The deal gives local investor Macklowe another 6.5 million sq. ft. of Manhattan office space. The properties are 717 Fifth Avenue, Worldwide Plaza, 1301 Avenue of the Americas, Park Avenue Tower, 527 Madison Avenue, 1540 Broadway, 850 Third Avenue and Tower 56. In a press release, Harry Macklowe called the acquisition “a synergistic compliment” to his existing portfolio. Macklowe already owns about 6 million sq. ft. of Manhattan office space, chiefly in the high rent Midtown district, so this deal will more than double his sizeable New York footprint.

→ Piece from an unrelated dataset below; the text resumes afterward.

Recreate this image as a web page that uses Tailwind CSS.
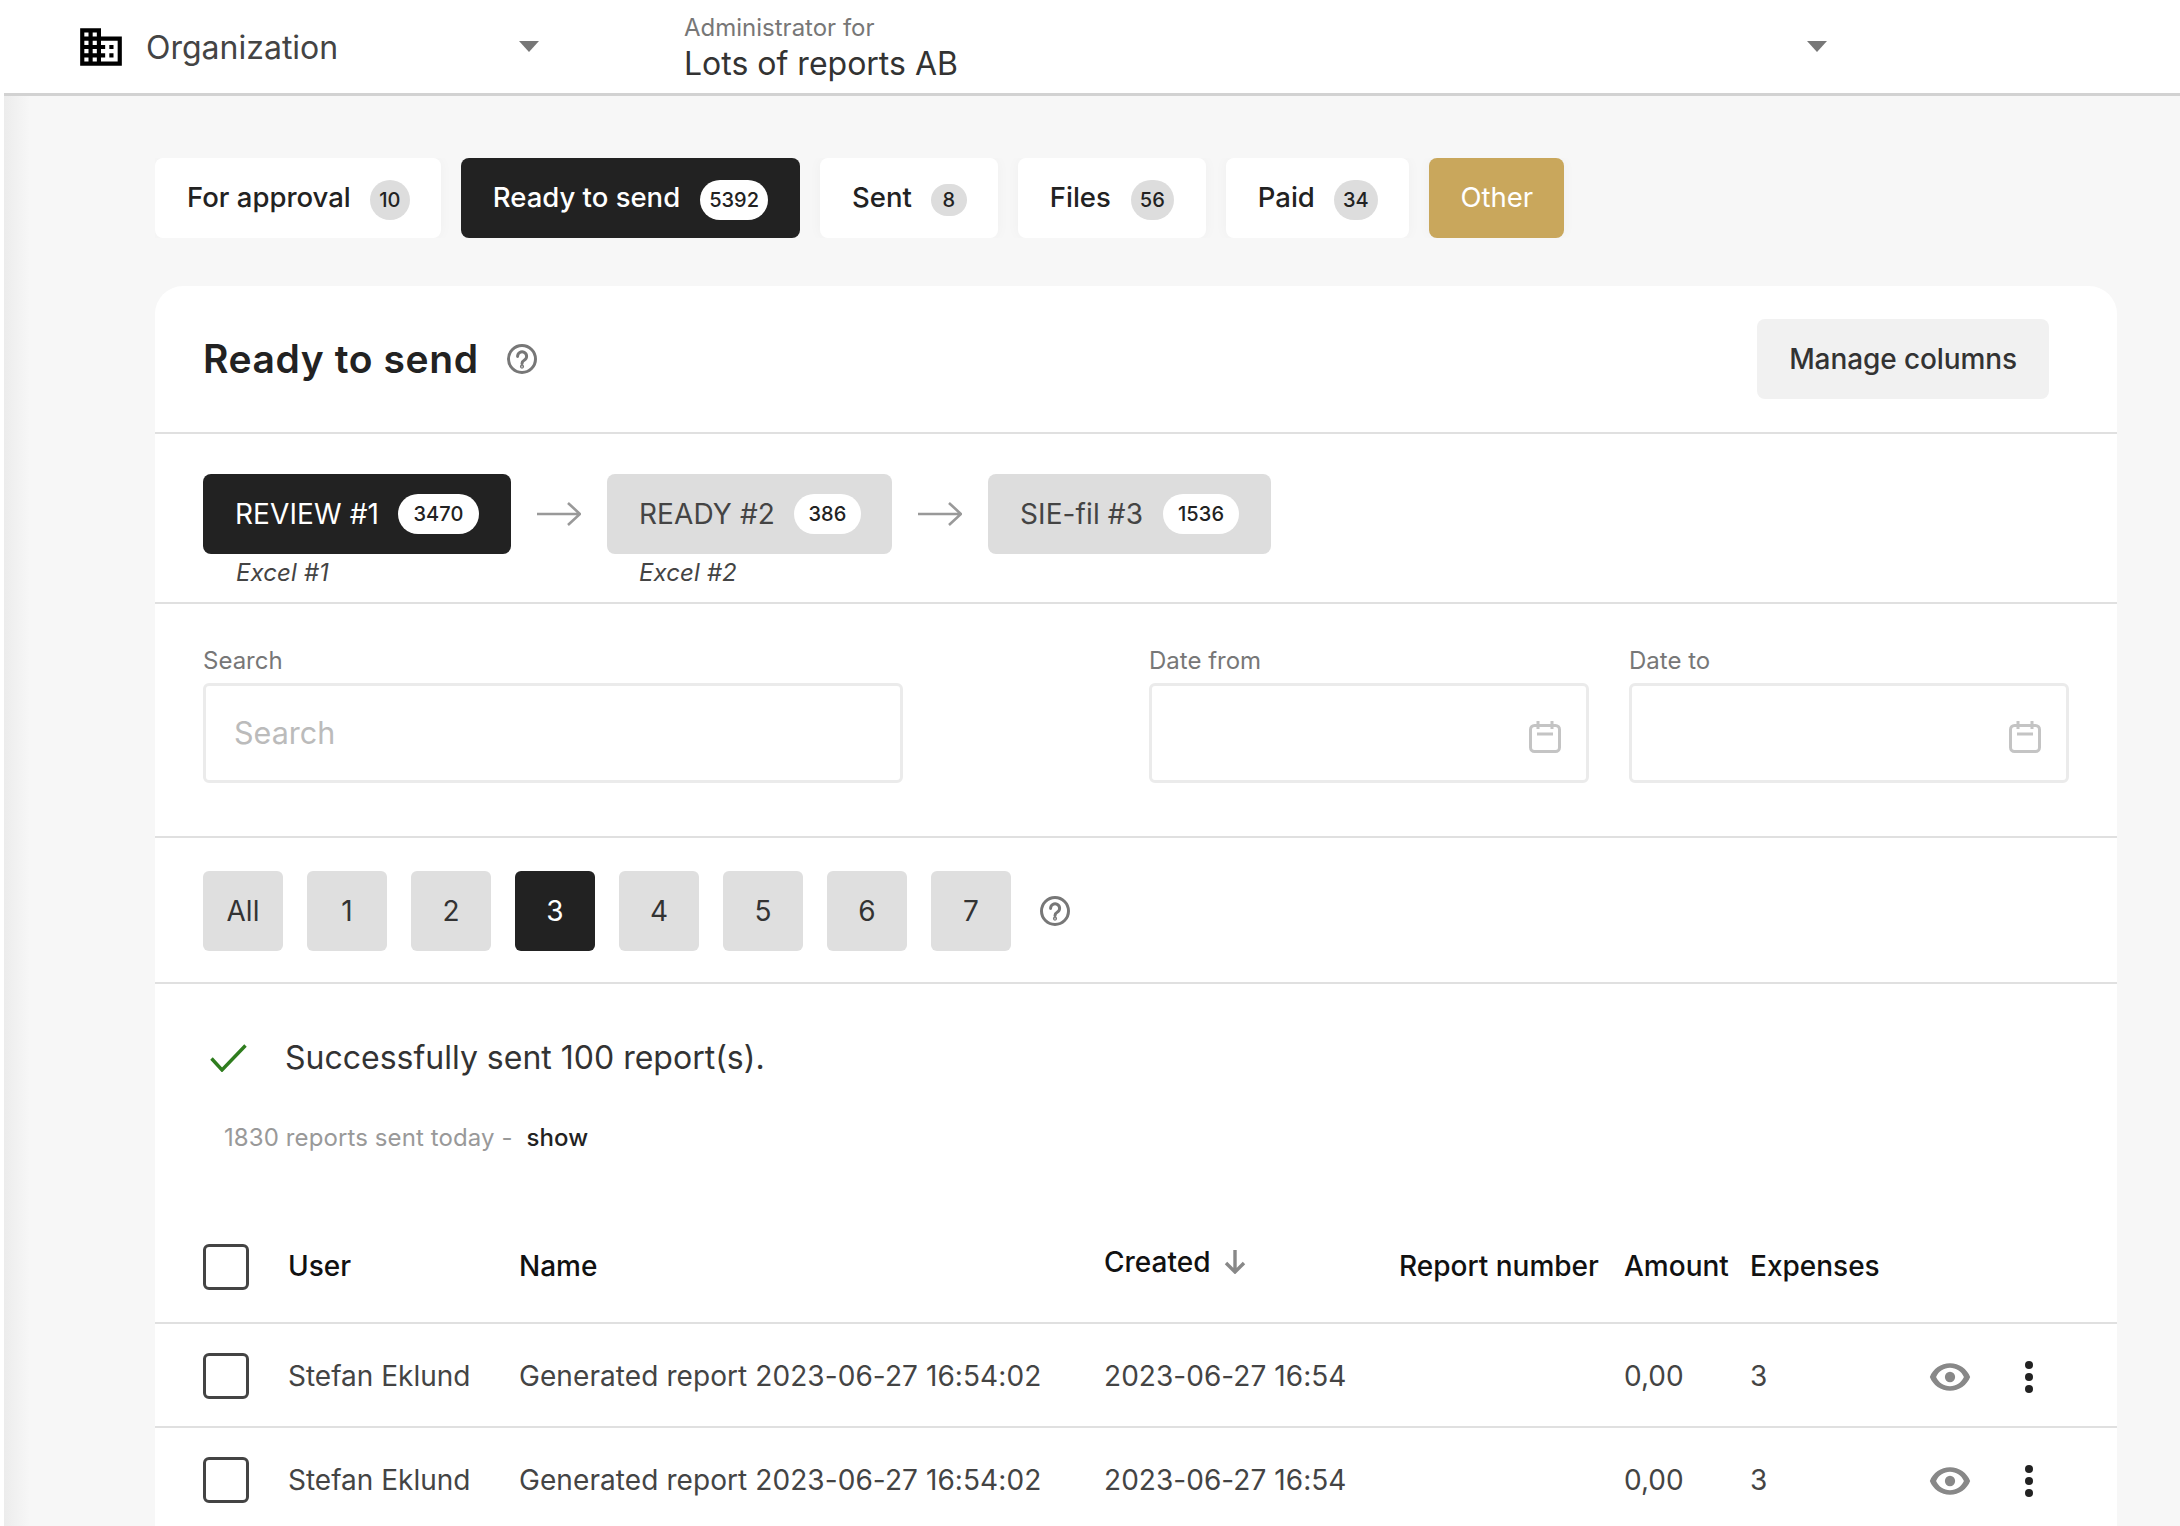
<!doctype html>
<html lang="en">
<head>
<meta charset="utf-8">
<title>Ready to send</title>
<script src="https://cdn.jsdelivr.net/npm/@tailwindcss/browser@4"></script>
</head>
<body class="m-0 bg-white">
<div class="w-[2180px] h-[1526px] overflow-hidden flex font-['Inter','Liberation_Sans',sans-serif] text-[28px] text-[#222]">
  <div class="w-[4px] shrink-0 bg-white"></div>
  <div class="w-[2176px] shrink-0 bg-[linear-gradient(90deg,#ececec,#f7f7f7_26px)]">
    <header class="h-[96px] bg-white border-b-[3px] border-[#d2d2d2] flex items-start">
      <div class="w-[463px] ml-[72px] h-[93px] flex items-center">
        <svg class="w-[50px] h-[50px] text-black" viewBox="0 0 24 24" fill="currentColor" aria-hidden="true"><path d="M12 7V3H2v18h20V7H12zM6 19H4v-2h2v2zm0-4H4v-2h2v2zm0-4H4V9h2v2zm0-4H4V5h2v2zm4 12H8v-2h2v2zm0-4H8v-2h2v2zm0-4H8V9h2v2zm0-4H8V5h2v2zm10 12h-8v-2h2v-2h-2v-2h2v-2h-2V9h8v10zm-2-8h-2v2h2v-2zm0 4h-2v2h2v-2z"/></svg>
        <span class="ml-[20px] mt-[3px] text-[32px] text-[#444] flex-1">Organization</span>
        <span class="w-0 h-0 border-x-[10px] border-x-transparent border-t-[11px] border-t-[#777]"></span>
      </div>
      <div class="w-[1143px] ml-[145px] h-[93px] flex items-center justify-between">
        <div class="flex flex-col pt-[3px]">
          <span class="text-[24px] leading-[30px] text-[#777]">Administrator for</span>
          <span class="text-[32px] leading-[40px] mt-[1px] text-[#333]">Lots of reports AB</span>
        </div>
        <span class="w-0 h-0 border-x-[10px] border-x-transparent border-t-[11px] border-t-[#777]"></span>
      </div>
    </header>

    <main class="pl-[151px]">
      <nav class="mt-[62px] h-[80px] w-[1450px] flex gap-[20px] overflow-hidden font-medium text-[27.5px]">
        <a class="h-[80px] rounded-[8px] bg-white shadow-[0_0_14px_rgba(0,0,0,0.035)] pl-[32px] pr-[31px] flex items-center gap-[19px]">For approval <span class="h-[40px] px-[9px] min-w-[40px] mt-[3px] rounded-full bg-[#ddd] flex items-center justify-center text-[20px]">10</span></a>
        <a class="h-[80px] rounded-[8px] bg-[#222] text-white pl-[32px] pr-[32px] flex items-center gap-[20px]">Ready to send <span class="h-[40px] px-[9px] mt-[3px] rounded-full bg-white text-[#222] flex items-center justify-center text-[20px]">5392</span></a>
        <a class="h-[80px] rounded-[8px] bg-white shadow-[0_0_14px_rgba(0,0,0,0.035)] pl-[32px] pr-[31px] flex items-center gap-[19px]">Sent <span class="h-[32px] w-[36px] mt-[3px] rounded-full bg-[#ddd] flex items-center justify-center text-[20px]">8</span></a>
        <a class="h-[80px] rounded-[8px] bg-white shadow-[0_0_14px_rgba(0,0,0,0.035)] pl-[32px] pr-[32px] flex items-center gap-[20px]">Files <span class="h-[40px] px-[9px] mt-[3px] rounded-full bg-[#ddd] flex items-center justify-center text-[20px]">56</span></a>
        <a class="h-[80px] rounded-[8px] bg-white shadow-[0_0_14px_rgba(0,0,0,0.035)] pl-[32px] pr-[31px] flex items-center gap-[19px]">Paid <span class="h-[40px] px-[9px] mt-[3px] rounded-full bg-[#ddd] flex items-center justify-center text-[20px]">34</span></a>
        <a class="h-[80px] rounded-[8px] bg-[#c9a75c] text-white pl-[32px] pr-[31px] shadow-[0_0_14px_rgba(0,0,0,0.035)] flex items-center font-normal">Other</a>
      </nav>

      <section class="mt-[48px] w-[1962px] bg-white rounded-t-[28px]">
        <div class="h-[148px] border-b-[2px] border-[#e0e0e0] pl-[48px] pr-[68px] flex items-center justify-between">
          <div class="flex items-center gap-[28px]">
            <h1 class="text-[39px] font-semibold m-0 tracking-[0.6px]">Ready to send</h1>
            <svg class="w-[30px] h-[30px] text-[#777]" viewBox="0 0 30 30" fill="none" stroke="currentColor" stroke-width="3" stroke-linecap="round" aria-hidden="true"><circle cx="15" cy="15" r="13.5"/><path d="M10.6 12.4a4.5 4.5 0 1 1 6.9 3.7c-1.6 1-2.5 1.8-2.5 3.3"/><circle cx="15" cy="22.6" r="0.6" fill="currentColor"/></svg>
          </div>
          <button class="h-[80px] px-[32px] rounded-[8px] bg-[#f1f1f1] font-medium text-[#333] tracking-[-0.1px]">Manage columns</button>
        </div>

        <div class="h-[170px] border-b-[2px] border-[#e0e0e0] pl-[48px] pt-[40px] flex items-start tracking-[0.1px]">
          <div class="flex flex-col">
            <div class="h-[80px] w-[308px] rounded-[8px] bg-[#222] text-white pl-[32px] flex items-center gap-[19px]"><span>REVIEW #1</span><span class="h-[40px] w-[81px] rounded-full bg-white text-[#222] flex items-center justify-center text-[20px] font-medium">3470</span></div>
            <i class="pl-[33px] mt-[4px] text-[24px] leading-[30px] text-[#444]">Excel #1</i>
          </div>
          <svg class="w-[44px] h-[24px] mx-[26px] mt-[28px] text-[#999]" viewBox="0 0 44 24" fill="none" stroke="currentColor" stroke-width="2.6" aria-hidden="true"><path d="M0 12H43M31 1l12 11-12 11"/></svg>
          <div class="flex flex-col">
            <div class="h-[80px] w-[285px] rounded-[8px] bg-[#ddd] text-[#444] pl-[32px] flex items-center gap-[19px]"><span>READY #2</span><span class="h-[40px] w-[67px] rounded-full bg-white text-[#222] flex items-center justify-center text-[20px] font-medium">386</span></div>
            <i class="pl-[32px] mt-[4px] text-[24px] leading-[30px] text-[#444]">Excel #2</i>
          </div>
          <svg class="w-[44px] h-[24px] mx-[26px] mt-[28px] text-[#999]" viewBox="0 0 44 24" fill="none" stroke="currentColor" stroke-width="2.6" aria-hidden="true"><path d="M0 12H43M31 1l12 11-12 11"/></svg>
          <div class="h-[80px] w-[283px] rounded-[8px] bg-[#ddd] text-[#444] pl-[32px] flex items-center gap-[20px]"><span>SIE-fil #3</span><span class="h-[40px] w-[76px] rounded-full bg-white text-[#222] flex items-center justify-center text-[20px] font-medium">1536</span></div>
        </div>

        <div class="h-[234px] border-b-[2px] border-[#e0e0e0] pl-[48px] pt-[42px] flex items-start">
          <label class="flex flex-col w-[700px]">
            <span class="text-[24px] leading-[30px] text-[#777]">Search</span>
            <span class="mt-[7px] h-[100px] rounded-[6px] border-[3px] border-[#ebebeb] pl-[28px] flex items-center text-[#bbb] text-[30.5px]">Search</span>
          </label>
          <label class="flex flex-col ml-[246px] w-[440px]">
            <span class="text-[24px] leading-[30px] text-[#777]">Date from</span>
            <span class="mt-[7px] h-[100px] rounded-[6px] border-[3px] border-[#ebebeb] pr-[25px] flex items-center justify-end">
              <svg class="w-[32px] h-[32px] mt-[8px] text-[#c4c4c4]" viewBox="0 0 32 32" fill="none" stroke="currentColor" stroke-width="3" aria-hidden="true"><rect x="1.5" y="4.5" width="29" height="26" rx="4"/><path d="M9 0v8M23 0v8M8 13h16"/></svg>
            </span>
          </label>
          <label class="flex flex-col ml-[40px] w-[440px]">
            <span class="text-[24px] leading-[30px] text-[#777]">Date to</span>
            <span class="mt-[7px] h-[100px] rounded-[6px] border-[3px] border-[#ebebeb] pr-[25px] flex items-center justify-end">
              <svg class="w-[32px] h-[32px] mt-[8px] text-[#c4c4c4]" viewBox="0 0 32 32" fill="none" stroke="currentColor" stroke-width="3" aria-hidden="true"><rect x="1.5" y="4.5" width="29" height="26" rx="4"/><path d="M9 0v8M23 0v8M8 13h16"/></svg>
            </span>
          </label>
        </div>

        <div class="h-[146px] border-b-[2px] border-[#e0e0e0] pl-[48px] pt-[2px] flex items-center gap-[24px]">
          <button class="w-[80px] h-[80px] rounded-[6px] bg-[#dfdfdf] text-[#333]">All</button>
          <button class="w-[80px] h-[80px] rounded-[6px] bg-[#dfdfdf] text-[#333]">1</button>
          <button class="w-[80px] h-[80px] rounded-[6px] bg-[#dfdfdf] text-[#333]">2</button>
          <button class="w-[80px] h-[80px] rounded-[6px] bg-[#222] text-white">3</button>
          <button class="w-[80px] h-[80px] rounded-[6px] bg-[#dfdfdf] text-[#333]">4</button>
          <button class="w-[80px] h-[80px] rounded-[6px] bg-[#dfdfdf] text-[#333]">5</button>
          <button class="w-[80px] h-[80px] rounded-[6px] bg-[#dfdfdf] text-[#333]">6</button>
          <button class="w-[80px] h-[80px] rounded-[6px] bg-[#dfdfdf] text-[#333]">7</button>
          <svg class="w-[30px] h-[30px] ml-[5px] text-[#777]" viewBox="0 0 30 30" fill="none" stroke="currentColor" stroke-width="3" stroke-linecap="round" aria-hidden="true"><circle cx="15" cy="15" r="13.5"/><path d="M10.6 12.4a4.5 4.5 0 1 1 6.9 3.7c-1.6 1-2.5 1.8-2.5 3.3"/><circle cx="15" cy="22.6" r="0.6" fill="currentColor"/></svg>
        </div>

        <div class="h-[228px] flex flex-col">
          <div class="pl-[55px] pt-[58px] flex items-center gap-[38px]">
            <svg class="w-[37px] h-[28px] text-[#2f7d1e]" viewBox="0 0 37 28" fill="none" stroke="currentColor" stroke-width="3.4" aria-hidden="true"><path d="M1.5 14.5 12 26 35.5 1.5"/></svg>
            <span class="text-[32px] leading-[32px] text-[#333]">Successfully sent 100 report(s).</span>
          </div>
          <div class="pl-[69px] mt-[49px] text-[24px] leading-[30px] tracking-[0.1px] flex items-center text-[#999]">1830 reports sent today -<span class="ml-[14px] text-[#222] font-medium">show</span></div>
        </div>

        <div class="h-[112px] pb-[2px] border-b-[2px] border-[#e0e0e0] pl-[48px] grid grid-cols-[85px_231px_585px_295px_225px_126px_178px] items-center font-medium text-[#111]">
          <span class="w-[46px] h-[46px] mt-[2px] rounded-[6px] border-[3px] border-[#444]"></span>
          <span>User</span>
          <span>Name</span>
          <span class="flex items-center gap-[14px] mt-[-8px]">Created
            <svg class="w-[22px] h-[24px] text-[#888]" viewBox="0 0 22 24" fill="none" stroke="currentColor" stroke-width="3.4" aria-hidden="true"><path d="M11 0v22M2 13l9 9 9-9"/></svg>
          </span>
          <span>Report number</span>
          <span>Amount</span>
          <span>Expenses</span>
        </div>

        <div class="h-[104px] pt-[1px] border-b-[2px] border-[#e0e0e0] pl-[48px] grid grid-cols-[85px_231px_585px_295px_225px_126px_178px_97px_auto] items-center text-[#444]">
          <span class="w-[46px] h-[46px] rounded-[6px] border-[3px] border-[#444]"></span>
          <span>Stefan Eklund</span>
          <span class="tracking-[0.08px]">Generated report 2023-06-27 16:54:02</span>
          <span class="tracking-[0.05px]">2023-06-27 16:54</span>
          <span></span>
          <span>0,00</span>
          <span>3</span>
          <svg class="w-[44px] h-[44px] text-[#888] mt-[3px]" viewBox="0 0 24 24" fill="currentColor" fill-rule="evenodd" aria-hidden="true"><path d="M12 4.5C7 4.5 2.73 7.61 1 12c1.73 4.39 6 7.5 11 7.5s9.27-3.11 11-7.5c-1.73-4.39-6-7.5-11-7.5zM12 7c3.3 0 6.2 1.9 7.6 5-1.4 3.1-4.3 5-7.6 5s-6.2-1.9-7.6-5C5.8 8.9 8.7 7 12 7z"/><circle cx="12" cy="12" r="2.8"/></svg>
          <svg class="w-[8px] h-[32px] text-[#222] mt-[3px]" viewBox="0 0 8 32" fill="currentColor" aria-hidden="true"><circle cx="4" cy="4" r="4"/><circle cx="4" cy="16" r="4"/><circle cx="4" cy="28" r="4"/></svg>
        </div>

        <div class="h-[104px] pt-[1px] border-b-[2px] border-[#e0e0e0] pl-[48px] grid grid-cols-[85px_231px_585px_295px_225px_126px_178px_97px_auto] items-center text-[#444]">
          <span class="w-[46px] h-[46px] rounded-[6px] border-[3px] border-[#444]"></span>
          <span>Stefan Eklund</span>
          <span class="tracking-[0.08px]">Generated report 2023-06-27 16:54:02</span>
          <span class="tracking-[0.05px]">2023-06-27 16:54</span>
          <span></span>
          <span>0,00</span>
          <span>3</span>
          <svg class="w-[44px] h-[44px] text-[#888] mt-[3px]" viewBox="0 0 24 24" fill="currentColor" fill-rule="evenodd" aria-hidden="true"><path d="M12 4.5C7 4.5 2.73 7.61 1 12c1.73 4.39 6 7.5 11 7.5s9.27-3.11 11-7.5c-1.73-4.39-6-7.5-11-7.5zM12 7c3.3 0 6.2 1.9 7.6 5-1.4 3.1-4.3 5-7.6 5s-6.2-1.9-7.6-5C5.8 8.9 8.7 7 12 7z"/><circle cx="12" cy="12" r="2.8"/></svg>
          <svg class="w-[8px] h-[32px] text-[#222] mt-[3px]" viewBox="0 0 8 32" fill="currentColor" aria-hidden="true"><circle cx="4" cy="4" r="4"/><circle cx="4" cy="16" r="4"/><circle cx="4" cy="28" r="4"/></svg>
        </div>
      </section>
    </main>
  </div>
</div>
</body>
</html>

Market watchers expect Blackstone to part with even more EOP assets over the next few weeks. Real estate investor Larry Fiedler, president of JRM Development Enterprises, wouldn’t be surprised if some assets were sold to Vornado Realty Trust and its unsuccessful bidding partners, Starwood Capital and Walton Street Capital.
“Vornado and Walton Street have [probably] made deals with Blackstone [already]. Blackstone is not an operator,” says Fiedler, who formerly taught at New York University’s Real Estate Institute.
Fiedler expects Vornado to pursue EOP’s Irvine, Calif. portfolio. The investor believes there’s a lot of upside to that portion of the empire, and he also sees Vornado as the perfect buyer for these assets.
“That stuff needs the type of effort that is right up Vornado’s alley,” he says.
Just how many more EOP assets will Blackstone shed? Fielder estimates that as much as 25% of the portfolio — or 25 million sq. ft. of office space — could be shorn off in coming weeks.